In our everyday lives, mankind strives to help make our lives easier by any means deemed necessary. But on the mountain it is YOU who must adapt and bring yourself up to its standard. Without risk, there is no adventure. Courage, real courage in the face of your greatest fears is something deeply rooted in my quest to find a persons soulful integrity. Just what are we capable of?

"Have we vanquished an enemy? None but ourselves". The legendary George Mallory said this while he contemplated their teams first ascent of Mont Blanc in 1913 and shows us that past adventurous had the same passion as we do today. To conquer what we thought was impossible. The torch is passed from the elders to the next generation to set a new standard. In this way climbing shows another form of evolution.

On this note i have a fleeting memory of a peaceful autumn afternoon. I'm sitting  in El Cap meadow looking up at the mighty captain, 900m (3,000ft) of sweeping, clean granite trying to imagine what Royal Robbins & Warren Harding must have thought of this unclimbed behemoth. All that unknown territory before them. Truly inspiring, as they wanted to do it! Despite the enormous uncertainty. This is where we see the question as to why come up frequently. At this moment, all i can say is that climbing is not just an exciting past time, it's a profound journey, and every time you go out on adventures, you learn something new. Lessons that can't be taught, only experienced. (e.g, Removing the ego for the best decisions, the bond between you and your partners and your actions have consequences).  The mountains will always be the most noble and wise mentor if you want to listen.

So, after being ensconced with the climbing fraternity and a climbing partner during the fall, events lead to a bitter end and a lonesome dark start to the winter. Alone, where i started 8 months ago, i had to climb my way out of self doubt, anger and bitterness.The self can be your worst enemy at times and your shining armour when you need it most. You are strong and have the tools to save yourself. As long as your honest.

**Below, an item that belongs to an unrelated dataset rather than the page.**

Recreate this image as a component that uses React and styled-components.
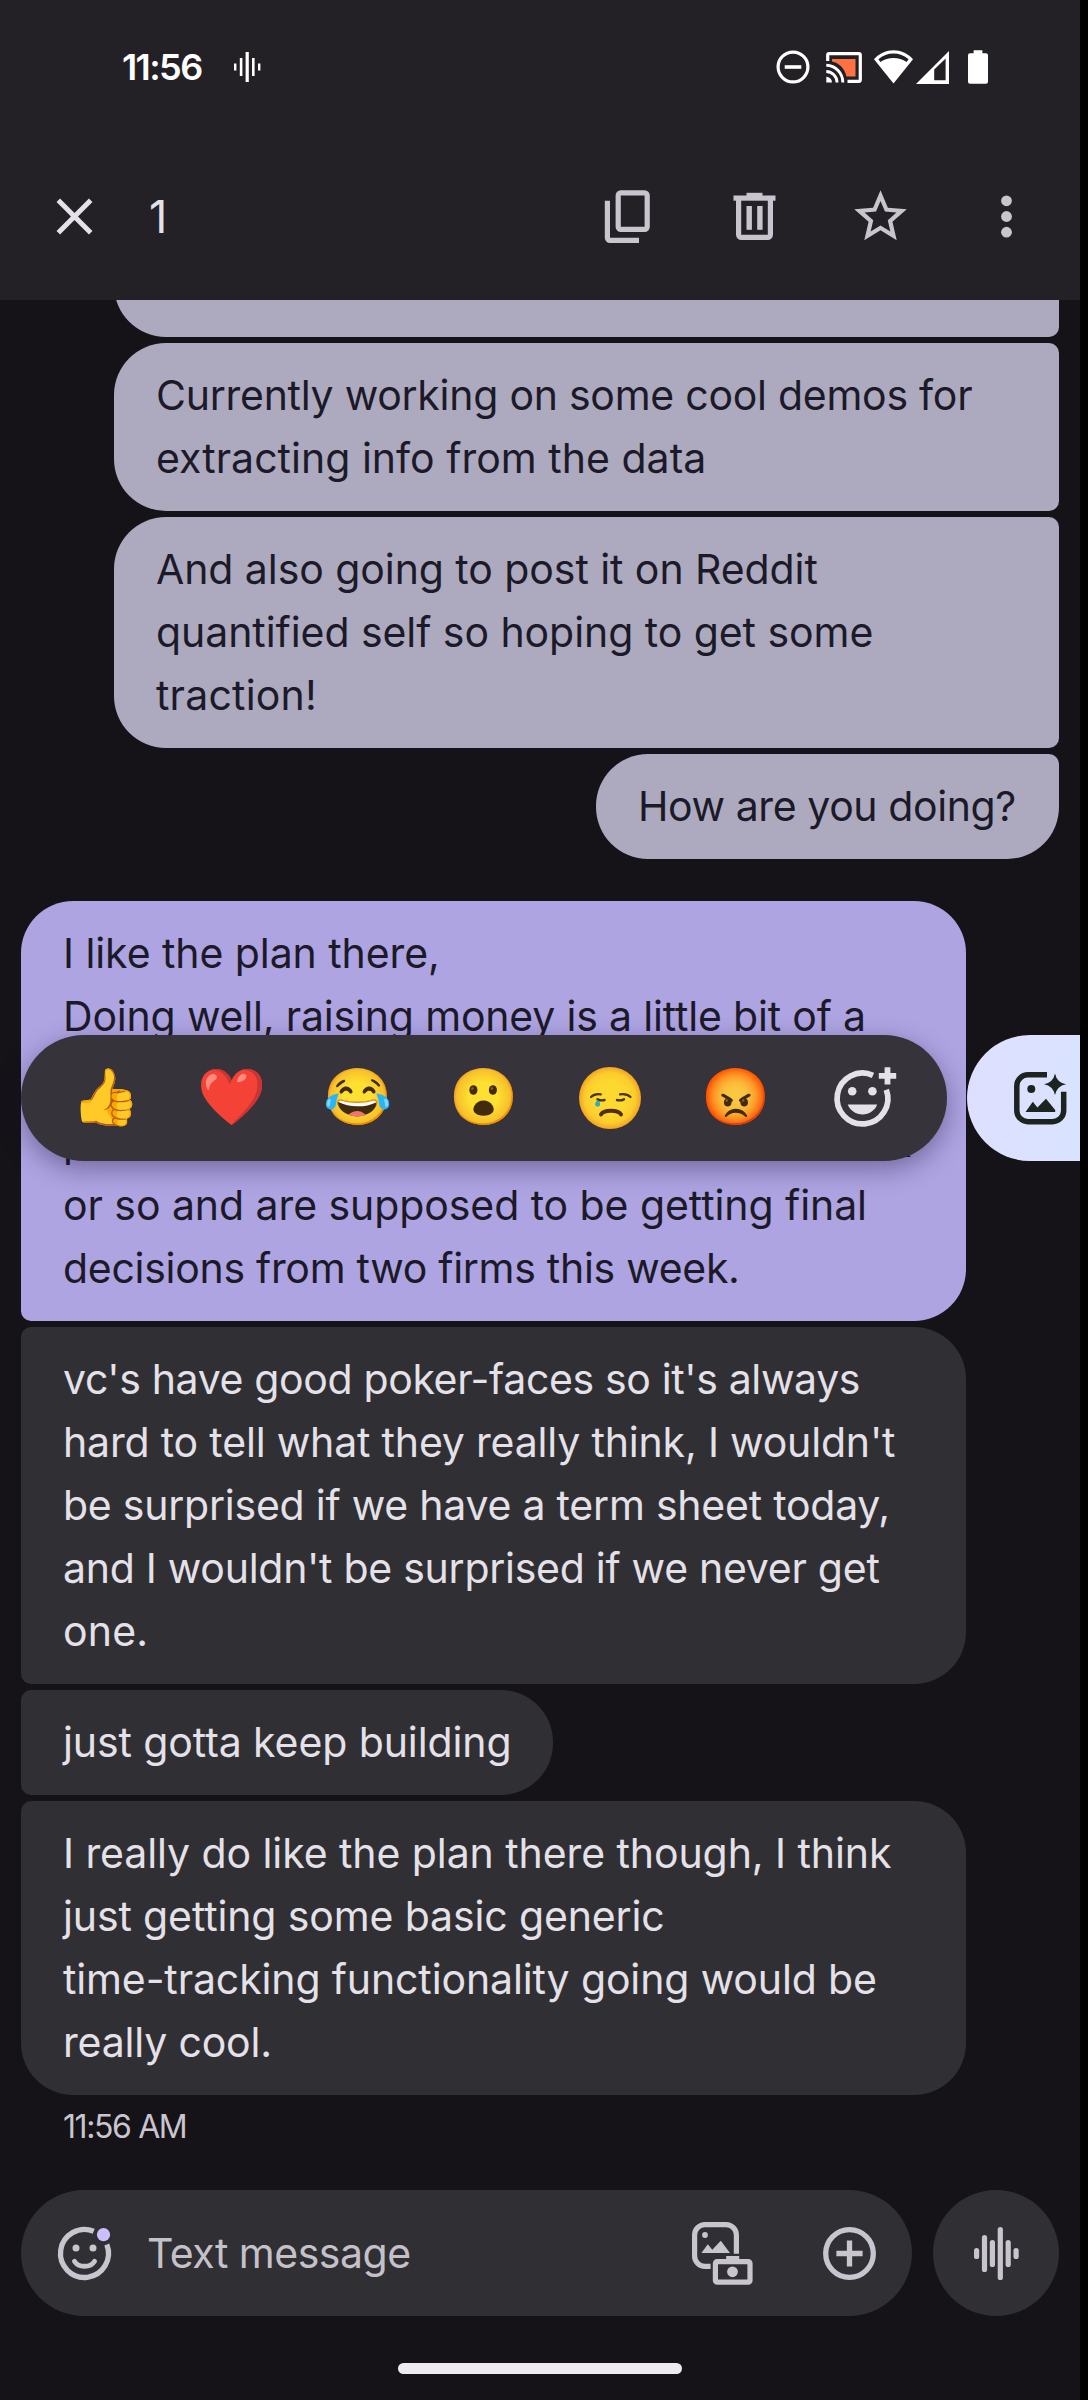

Along with a new friend, we start the rappels off Cascade falls (a classic WI3 ice route) with a stunning back drop of the bow valley and I'm calm. My soul is free again.

Which brings me back to the present. Ive just finished Reinhold Messner's 'All the 14 8'000ers' and am ploughing my way through 'Voices of the Summit'. A collection of famous alpinists thoughts of the progression of this art / sport / way of life. (Another post is needed for this topic). These heroes are truly an inspiration and it baffles me how these people are not national icons. But that is also the appeal, i suppose. It's not for stature, it's for the self. It's from these mentors that i believe completing a journey under your own steam, without bringing the mountain down to your level is surely the purest form of adventure and spiritual illumination possible.

Being recognised and respected among these brave souls would be a huge honour. Time will tell. Its a long and amazing road i don't want to rush.It is through this ideal that i hope to be strong in the mind, honest with my achievements and in what style i do it in.

Alpine climbing in 2012 will bring me one step closer to my ultimate dream, which is materialising on the horizon. But first, i look forward to touching base with family and friends.

Love to you all!

1 comment:

  1. Mate, fantastic read. Good to see you clearly articulate your passions in such an eloquent way. Look forward to seeing you for a proper catch-up in the next few weeks.